Estabrook v. Chamberlain
This text of 240 A.D. 899 (Estabrook v. Chamberlain) is published on Counsel Stack Legal Research, covering Appellate Division of the Supreme Court of the State of New York primary law. Counsel Stack provides free access to over 12 million legal documents including statutes, case law, regulations, and constitutions.
Opinion
Order denying motion for a peremptory mandamus order unanimously affirmed, without costs, as a matter of law and not in the exercise of discretion. The attempt of the trustees of the village of Hempstead to adopt an amendment to the Village Zoning Ordinance, referred to as “ Building Zone Ordinance of 1930,” was void. Legal notice of the public meeting held on February 25, 1930, seems to have been given, but no notice, as required by section 178 of the Village Law, was given of the meeting held February 26, 1930, at which time the trustees attempted to adopt such ordinance. (See Matter of Schierloh v.
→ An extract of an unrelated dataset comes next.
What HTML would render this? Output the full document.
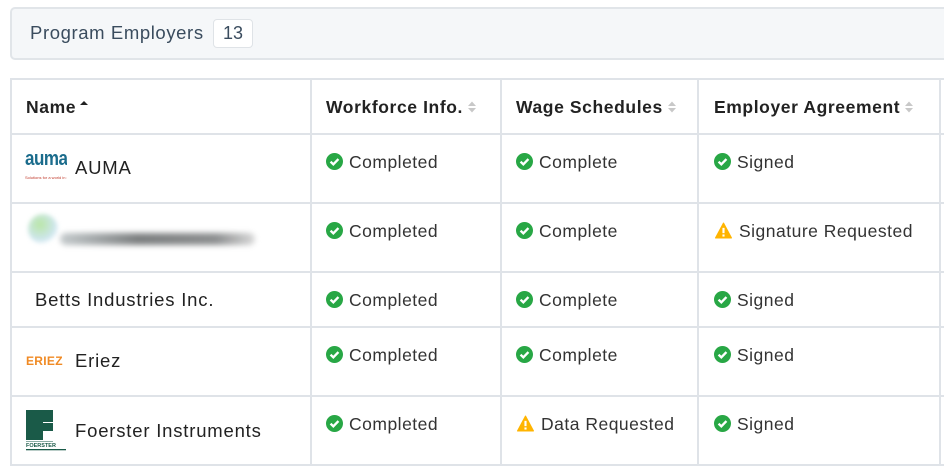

Wood, 230 App. Div. 788.) The ordinance being void, appellant’s application to the board of appeals was without effect. As no application for a permit was made to the board of trustees, no proceeding was pending. Hence, there is no ground for a mandamus order. Order denying motion for resettlement of order of November 15, 1932, affirmed, without costs. Appeal from order denying motion for reargument of motion for peremptory mandamus order dismissed. Lazansky, P. J., Young, Scudder and Tompkins, JJ., concur; Davis, J., concurs on the ground that the right to a peremptory mandamus order is not clear. (Matter of Eiss v. Summers, 205 App. Div. 691, 696.)